The Regulatory Flexibility Act (RFA) (5 U.S.C. 601 et seq.) generally requires an agency to conduct a regulatory flexibility analysis of any rule subject to notice and comment rulemaking requirements unless the agency certifies that the rule will not have a significant economic impact on a substantial number of small entities. This supplemental notice of proposed rulemaking aims to improve the HOME program by making certain changes related to those incorporated through ( printed page 23202) the HOME Final Rule. As described in the RIA, HUD anticipates that the economic impacts of this rule will be almost entirely within the HOME program. In other words, the changes to the HOME program will affect what participating jurisdictions do with the HOME funds they receive from HUD and how projects that accept this funding source operate. For the reasons presented, the undersigned certifies that this rule will not have a significant economic impact on a substantial number of small entities.

Environmental Impact

A Finding of No Significant Impact (FONSI) with respect to the environment has been made in accordance with HUD regulations in 24 CFR part 50 that implement section 102(2)(C) of the National Environmental Policy Act of 1969 (42 U.S.C. 4332(2)(C)). The FONSI is available through the docket file at https://www.regulations.gov. The FONSI is also available for public inspection during regular business hours in the Regulations Division, Office of General Counsel, Room 10276, Department of Housing and Urban Development, 451 Seventh Street SW, Washington, DC 20410-0500. Due to security measures at the HUD Headquarters building, you must schedule an appointment in advance to review the FONSI by calling the Regulations Division at 202-708-3055 (this is not a toll-free number).
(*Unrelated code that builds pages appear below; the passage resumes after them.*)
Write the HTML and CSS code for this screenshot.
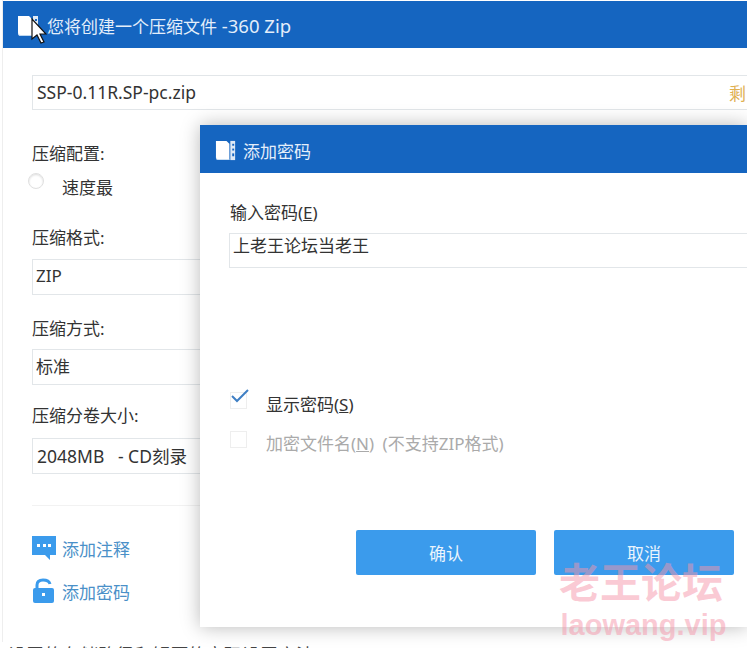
FILE: index.html
```html
<!DOCTYPE html>
<html lang="zh-CN">
<head>
    <meta charset="UTF-8">
    <title>添加密码 - 360 Zip</title>
    <link rel="stylesheet" href="styles.css">
</head>
<body>
    <div class="window">
        <header class="titlebar">
            <svg class="book" width="24" height="24" viewBox="0 0 24 24">
                <path d="M1 2h11l3 3v17H4q-3 0-3-3z" fill="#fff"/>
                <path d="M1 18q0 3 3 3h11v1H4q-3 0-3-3z" fill="#bcd6ef"/>
                <rect x="16" y="2" width="5" height="20" fill="#dfeaf6"/>
                <rect x="18" y="5" width="2" height="2" fill="#1565c0"/>
                <rect x="18" y="10" width="2" height="2" fill="#1565c0"/>
                <rect x="18" y="15" width="2" height="3" fill="#1565c0"/>
            </svg>
            <span class="title-text">您将创建一个压缩文件<span class="title-app"> -360 Zip</span></span>
        </header>
        <div class="content">
            <div class="namebox">
                <span class="filename">SSP-0.11R.SP-pc.zip</span>
                <span class="remain">剩</span>
            </div>
            <div class="label label-config">压缩配置:</div>
            <div class="speed">
                <span class="radio"></span>
                <span>速度最</span>
            </div>
            <div class="label label-format">压缩格式:</div>
            <div class="field">ZIP</div>
            <div class="label label-method">压缩方式:</div>
            <div class="field field-method">标准</div>
            <div class="label label-split">压缩分卷大小:</div>
            <div class="field field-split">2048MB &nbsp; - CD刻录</div>
            <div class="divider"></div>
            <a class="action action-note">
                <svg width="24" height="24" viewBox="0 0 24 24">
                    <path d="M0 0h24v19H18v5l-5-5H0z" fill="#3b9bec"/>
                    <rect x="5" y="8" width="3" height="3" fill="#fff"/>
                    <rect x="11" y="8" width="3" height="3" fill="#fff"/>
                    <rect x="16" y="8" width="3" height="3" fill="#fff"/>
                </svg>
                添加注释
            </a>
            <a class="action">
                <svg width="24" height="26" viewBox="0 0 24 26">
                    <path d="M5 11V7q0-5 6-5t7 4" fill="none" stroke="#3b9bec" stroke-width="3"/>
                    <rect x="1" y="10" width="21" height="15" rx="2" fill="#3b9bec"/>
                    <rect x="10" y="15" width="3" height="3" fill="#fff"/>
                </svg>
                添加密码
            </a>
        </div>
    </div>

    <div class="page-text">设置的存储路径和解压的密码设置方法</div>

    <svg class="cursor" width="16" height="26" viewBox="0 0 16 26">
        <path d="M1 1v20l5-4 4 8 3-1-4-8h6z" fill="#fff" stroke="#111" stroke-width="1.2"/>
    </svg>

    <section class="dialog">
        <header class="dialog-title">
            <svg class="book" width="23" height="23" viewBox="0 0 24 24">
                <path d="M1 2h11l3 3v17H4q-3 0-3-3z" fill="#fff"/>
                <path d="M1 18q0 3 3 3h11v1H4q-3 0-3-3z" fill="#bcd6ef"/>
                <rect x="16" y="2" width="5" height="20" fill="#dfeaf6"/>
                <rect x="18" y="5" width="2" height="2" fill="#1565c0"/>
                <rect x="18" y="10" width="2" height="2" fill="#1565c0"/>
                <rect x="18" y="15" width="2" height="3" fill="#1565c0"/>
            </svg>
            <span>添加密码</span>
        </header>
        <div class="dialog-body">
            <div class="label pw-label">输入密码(<u>E</u>)</div>
            <div class="pw-input">上老王论坛当老王</div>
            <div class="check check-show">
                <span class="box">
                    <svg width="20" height="16" viewBox="0 0 20 16">
                        <path d="M2 8l5 5L18 2" fill="none" stroke="#3f7fc4" stroke-width="2"/>
                    </svg>
                </span>
                <span>显示密码(<u>S</u>)</span>
            </div>
            <div class="check check-off">
                <span class="box"></span>
                <span class="check-note">加密文件名(<u>N</u>) (不支持ZIP格式)</span>
            </div>
            <div class="buttons">
                <button>确认</button>
                <button>取消</button>
            </div>
        </div>
    </section>

    <div class="watermark">
        <div class="wm-cn">老王论坛</div>
        <div class="wm-en">laowang.vip</div>
    </div>
</body>
</html>
```

FILE: styles.css
```css
html, body {
    margin: 0;
    padding: 0;
    width: 747px;
    height: 648px;
    overflow: hidden;
}
body {
    position: relative;
    background: #fff;
    color: #333;
    font-family: "Noto Sans", "Noto Sans CJK SC", sans-serif;
    font-size: 17px;
}
.window {
    margin-left: 2px;
    height: 642px;
    padding-top: 1px;
    background: #fff;
    box-sizing: border-box;
    border-left: 1px solid #eee;
    overflow: hidden;
}
.titlebar {
    display: flex;
    align-items: center;
    height: 47px;
    padding: 2px 0 0 14px;
    box-sizing: border-box;
    background: #1565c0;
    color: #e4eefa;
    font-size: 17px;
}
.title-text {
    margin-left: 6px;
}
.title-app {
    font-size: 18.5px;
}
.content {
    padding: 27px 0 0 29px;
}
.namebox {
    display: flex;
    justify-content: space-between;
    align-items: center;
    width: 721px;
    height: 35px;
    box-sizing: border-box;
    padding: 0 6px 1px 4px;
    border: 1px solid #e2e6e9;
}
.filename {
    font-size: 17.5px;
}
.remain {
    color: #e0b050;
}
.label {
    line-height: 20px;
}
.label-config { margin-top: 34px; }
.speed {
    display: flex;
    align-items: center;
    height: 24px;
    margin-top: 10px;
    margin-left: -4px;
}
.radio {
    width: 14px;
    height: 14px;
    margin-right: 18px;
    margin-bottom: 10px;
    border: 1px solid #e0e0e0;
    border-radius: 50%;
    box-shadow: inset 0 1px 2px #ddd;
}
.label-format { margin-top: 30px; }
.label-method { margin-top: 24px; }
.label-split { margin-top: 21px; }
.field {
    display: flex;
    align-items: center;
    width: 500px;
    height: 36px;
    margin-top: 11px;
    box-sizing: border-box;
    padding: 0 0 4px 3px;
    border: 1px solid #e2e6e9;
}
.field-method {
    margin-top: 10px;
}
.field-split {
    margin-top: 12px;
    padding: 0 0 2px 4px;
    font-size: 17.5px;
}
.divider {
    width: 500px;
    height: 1px;
    margin-top: 31px;
    background: #f2f2f2;
}
.action {
    display: flex;
    align-items: center;
    gap: 6px;
    height: 26px;
    margin-top: 17px;
    color: #4a90c8;
}
.action-note {
    margin-top: 29px;
}
.page-text {
    position: absolute;
    left: 8px;
    top: 641px;
    color: #444;
    font-size: 18px;
    white-space: nowrap;
}
.cursor {
    position: absolute;
    left: 31px;
    top: 18px;
}
.dialog {
    position: absolute;
    left: 200px;
    top: 125px;
    width: 547px;
    height: 502px;
    background: #fff;
    box-shadow: 0 0 18px rgba(0, 0, 0, 0.28);
}
.dialog-title {
    display: flex;
    align-items: center;
    gap: 5px;
    height: 48px;
    padding: 2px 0 0 15px;
    box-sizing: border-box;
    background: #1565c0;
    color: #e4eefa;
}
.dialog-body {
    padding: 30px 0 0 30px;
}
.pw-input {
    width: 530px;
    height: 35px;
    margin: 10px 0 0 -1px;
    box-sizing: border-box;
    padding: 1px 3px;
    border: 1px solid #e2e6e9;
    line-height: 22px;
}
.check {
    display: flex;
    align-items: center;
    gap: 19px;
    height: 20px;
    margin-left: -1px;
}
.check-show { margin-top: 125px; }
.check-off {
    margin-top: 19px;
    color: #aaa;
}
.check-note {
    word-spacing: 4px;
}
.box {
    position: relative;
    width: 15px;
    height: 15px;
    margin-left: 1px;
    margin-bottom: 6px;
    border: 1px solid #eee;
    flex: none;
}
.box svg {
    position: absolute;
    left: -1px;
    top: -5px;
}
.buttons {
    display: flex;
    gap: 18px;
    margin-top: 78px;
    margin-left: 126px;
}
button {
    width: 180px;
    height: 45px;
    border: none;
    border-radius: 2px;
    background: #3b9bec;
    color: #eaf4fd;
    font-family: inherit;
    font-size: 17px;
}
.watermark {
    position: absolute;
    left: 553px;
    top: 558px;
    width: 176px;
    text-align: center;
    color: rgba(245, 150, 170, 0.5);
    font-weight: bold;
}
.wm-cn {
    font-size: 41px;
    line-height: 48px;
}
.wm-en {
    margin: 3px 0 0 5px;
    font-size: 29px;
    line-height: 32px;
    white-space: nowrap;
    font-family: "Liberation Sans", sans-serif;
}
```
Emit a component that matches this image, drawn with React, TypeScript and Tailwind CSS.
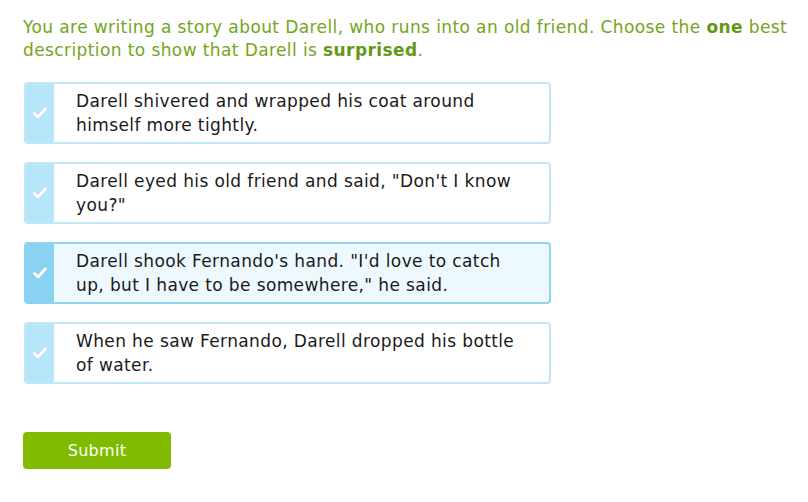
import React from 'react'

const OPTIONS = [
  'Darell shivered and wrapped his coat around himself more tightly.',
  'Darell eyed his old friend and said, "Don\'t I know you?"',
  'Darell shook Fernando\'s hand. "I\'d love to catch up, but I have to be somewhere," he said.',
  'When he saw Fernando, Darell dropped his bottle of water.',
]

const SELECTED = 2

function Check() {
  return (
    <svg width="14" height="12" viewBox="0 0 14 12" fill="none">
      <path d="M1.5 6.5 L5 10 L12.5 1.8" stroke="white" strokeWidth="2.8" strokeLinecap="round" strokeLinejoin="round" />
    </svg>
  )
}

export default function App() {
  return (
    <div className="min-h-screen bg-white pl-[23px] pr-[8px] pt-[16px] font-['DejaVu_Sans',Verdana,sans-serif]">
      {/* Prompt */}
      <p className="text-[17px] leading-[23px] text-[#74a521] tracking-[0.4px]">
        You are writing a story about Darell, who runs into an old friend. Choose the{' '}
        <b className="text-[#659716]">one</b> best description to show that Darell is{' '}
        <b className="text-[#659716]">surprised</b>.
      </p>

      {/* Choices */}
      <div className="mt-[20px] flex flex-col gap-[18px] w-[527px] ml-px">
        {OPTIONS.map((text, i) => {
          const sel = i === SELECTED
          return (
            <div
              key={i}
              className={`flex rounded-[4px] border-2 overflow-hidden ${
                sel ? 'border-[#8fd3ee] bg-[#edf9fe]' : 'border-[#bfe7f6] bg-white'
              }`}
            >
              <div
                className={`w-[28px] shrink-0 flex items-center justify-center ${
                  sel ? 'bg-[#8ad2f1]' : 'bg-[#b5e6fa]'
                }`}
              >
                <Check />
              </div>
              <div className="pl-[22px] pr-[16px] py-[5px] text-[17px] leading-[24px] tracking-[0.38px] text-[#1a1a1a]">
                {text}
              </div>
            </div>
          )
        })}
      </div>

      {/* Submit */}
      <button className="mt-[48px] w-[148px] h-[37px] rounded-[4px] bg-[#80bb00] text-white text-[16px] tracking-[0.3px]">
        Submit
      </button>
    </div>
  )
}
HUD welcomes and is prepared to receive calls from individuals who are deaf or hard of hearing, as well as individuals with speech or communication disabilities. To learn more about how to make an accessible telephone call, please visit https://www.fcc.gov/​consumers/​guides/​telecommunications-relay-service-trs.

Federalism—Executive Order 13132

Executive Order 13132 (Federalism) prohibits an agency from publishing any rule that has Federalism implications if the rule either: (i) imposes substantial direct compliance costs on State and local governments and is not required by statute, or (ii) preempts State law, unless the agency meets the consultation and funding requirements of section 6 of the Executive order. This supplemental notice of proposed rulemaking does not have Federalism implications and does not impose substantial direct compliance costs on State and local governments or preempt State law within the meaning of the Executive Order.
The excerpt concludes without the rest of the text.